The Times
MELANIE PHILLIPS
The elephant is still in the room. Even now, with Theresa May
saying “enough is enough” after the London Bridge atrocities, we are still
refusing to identify correctly the threat that has already claimed so many
lives.
These
attackers are not “evil losers”. They are not “sick cowards”. They are not
nihilists or psychiatric cases or lone wolves. They are devout and ecstatic
Muslim fanatics who are waging a war of religion against us.
Mrs
May correctly referred to “Islamist” terrorism. Yet she also said this was a
“perversion of Islam”. How can it be a “perversion” when it is solidly rooted
in religious texts and theological doctrine validated and endorsed by the
world’s most powerful Islamic authorities?

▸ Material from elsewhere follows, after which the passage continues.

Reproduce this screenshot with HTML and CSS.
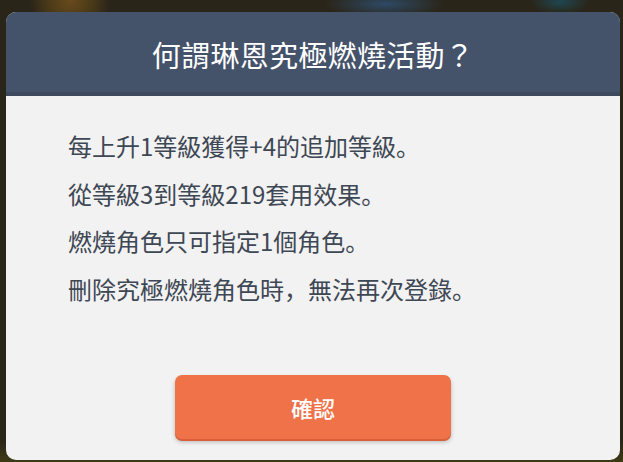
FILE: index.html
```html
<!DOCTYPE html>
<html lang="zh-Hans">
<head>
<meta charset="utf-8">
<title>何謂琳恩究極燃燒活動？</title>
<link rel="stylesheet" href="styles.css">
</head>
<body>
<div class="scene">
  <div class="dialog">
    <div class="dialog-header">
      <h1 class="dialog-title" lang="zh-Hant">何謂琳恩究極燃燒活動？</h1>
    </div>
    <div class="dialog-body">
      <ul class="rules">
        <li>每上升1等級獲得+4的追加等級。</li>
        <li>從等級3到等級219套用效果。</li>
        <li>燃燒角色只可指定1個角色。</li>
        <li>刪除究極燃燒角色時，無法再次登錄。</li>
      </ul>
      <div class="actions">
        <button class="btn-confirm" type="button">確認</button>
      </div>
    </div>
  </div>
</div>
</body>
</html>
```

FILE: styles.css
```css
html, body {
  margin: 0;
  padding: 0;
}

body {
  width: 623px;
  height: 462px;
  overflow: hidden;
  font-family: "Noto Sans CJK SC", "Noto Sans", sans-serif;
  background:
    radial-gradient(circle at 70px 0px, #6a4a1c 0, #4a3a18 22px, rgba(0,0,0,0) 40px),
    radial-gradient(ellipse 60px 14px at 385px 4px, #2e4a66 0, rgba(0,0,0,0) 100%),
    radial-gradient(ellipse 30px 12px at 560px 2px, #1f4650 0, rgba(0,0,0,0) 100%),
    linear-gradient(to bottom, #2a2519 0, #2a2519 440px, #3d3a14 462px),
    #2a2519;
}

.scene {
  box-sizing: border-box;
  width: 623px;
  height: 462px;
  padding: 12px 3px 2px 6px;
  display: flex;
}

.dialog {
  flex: 1;
  display: flex;
  flex-direction: column;
  border-radius: 10px;
  overflow: hidden;
  background: #f2f2f2;
}

.dialog-header {
  height: 80px;
  background: #44526a;
  border-bottom: 4px solid #3d495d;
  display: flex;
  align-items: center;
  justify-content: center;
}

.dialog-title {
  margin: 0;
  padding-top: 5px;
  font-family: "Noto Sans CJK TC", "Noto Sans", sans-serif;
  font-size: 29px;
  font-weight: 400;
  letter-spacing: 0.3px;
  color: #ffffff;
  line-height: 1;
}

.dialog-body {
  flex: 1;
  display: flex;
  flex-direction: column;
  padding: 26px 0 21px 62px;
}

.rules {
  list-style: none;
  margin: 0;
  padding: 0;
}

.rules li {
  font-size: 24px;
  line-height: 47.5px;
  color: #3e4754;
}

.actions {
  margin-top: auto;
  display: flex;
  justify-content: center;
  padding-right: 62px;
}

.btn-confirm {
  width: 276px;
  height: 64px;
  border: none;
  border-radius: 7px;
  background: #ef7249;
  box-shadow: 0 2px 0 #d85f3a, 0 3px 4px rgba(0,0,0,0.25);
  color: #ffffff;
  font-family: "Noto Sans CJK SC", "Noto Sans", sans-serif;
  font-size: 22px;
  font-weight: 500;
  padding: 0;
}
```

In his article in The Times, the communities
secretary Sajid Javid tied himself up in knots. He rightly said it wasn’t
enough for Muslims merely to condemn terror attacks; they must ask themselves
“searching questions”, and issue challenges.
Yet
he also said the perpetrators were not “true Muslims” and that it was right to
say the attacks were “nothing to do with Islam”. Well if that’s so, why should
Muslims need to do anything at all?
The
West views Islam through its own cultural prism, which equates religion with
spirituality. The problem is that Islam is as much a political ideology as a
source of spiritual guidance.
In
2010 a German study, which involved intensive questioning of 45,000 Muslim
teenagers from 61 towns and regions across the country, found that the more
religious they were the more likely they were to become violent.
Sheikh
Mohammad Tawhidi, a Shia cleric in Australia who campaigns against Sunni
extremism, has said: “The scriptures are exactly what is pushing these people
to behead the infidel. Our books teach the beheading of people.”
Of
course, millions of Muslims don’t subscribe to any of this. Some are merely
cultural Muslims who observe no religious practices. Some, such as the Sufis or
the Ahmadiyya sect, are pious Muslims who are truly peaceful (and are
themselves victims of the Islamists).
But
political, aggressive, jihadist Islam, constrained for so long by both the
Ottoman empire and western colonialism, is now dominant once again in the
Muslim world. Which is why in 2015 Egypt’s President Sisi remarkably told the
imams of Al-Azhar university in Cairo — the epicentre of Islamic doctrinal
edicts — that Islam’s corpus of sacred texts was “antagonising the entire
world”, that it was “impossible” for 1.6 billion Muslims to “want to kill the
rest of the world’s inhabitants”, and so Islam had to have a “religious
revolution”.
We
should be promoting and defending such Muslim reformers in the desperate hope
that they succeed. Instead we knock the ground from under their feet by saying
Islamist attacks have nothing to do with Islam. Until and unless Islam is
reformed, we need to treat its practices on a scale ranging from extreme
caution to outlawing some of them altogether.
Mrs
May said we need to make people understand that our “pluralistic British
values” were “superior to anything offered by the preachers and supporters of
hatred”.
The
problem is, though, that Islamists believe their values represent the literal
word of God. So to them, no other values can possibly be superior. As a result,
you can no more deradicalise them than you could have deradicalised the priests
of the Inquisition.
We
must require Muslims to take responsibility for the actions of all in their
community. An ICM poll of British Muslims two years ago found that nearly a
quarter wanted Sharia to replace British law in areas with large Muslim
populations.
Four
per cent — equivalent to more than 100,000 British Muslims — said they were
sympathetic to suicide bombers fighting “injustice”.
In
other words, we must see jihadist Islam as at the extreme end of a continuum of
beliefs which are themselves incompatible with British society.
So
we shouldn’t just be stopping people coming back to Britain from Syria or
Libya, or detaining terrorist suspects through control orders. We should also
be closing down radical mosques, deporting those born in other countries who
are involved in extremism, stopping foreign funding for Muslim institutions and
banning the Muslim Brotherhood.
We
should also outlaw Sharia courts because, since Sharia does not accept the
superior authority of secular legislation, it inescapably undermines the core
British value of one law for all.
The
message should be that British Muslims are welcome citizens but on the same
basis as everyone else: that they subscribe to the binding nature of
foundational British laws and values. If not, they will be treated as
subversives.
The
chances of any of these measures being taken, though, are slim. There will be
inevitable claims that judge-made human rights law, which has often protected
the “rights” of extremists rather than their victims, cannot be set aside
without “destroying British values”.
Jihadist
terrorists, however, are not trying to divide us, destroy our values or stop
the general election. They are trying to kill us and conquer us.
If
it is to defend itself, a liberal society may need to adopt illiberal measures.
If we don’t do so now, we’ll be forced to eventually. The only question is how
many will have to die before that happens.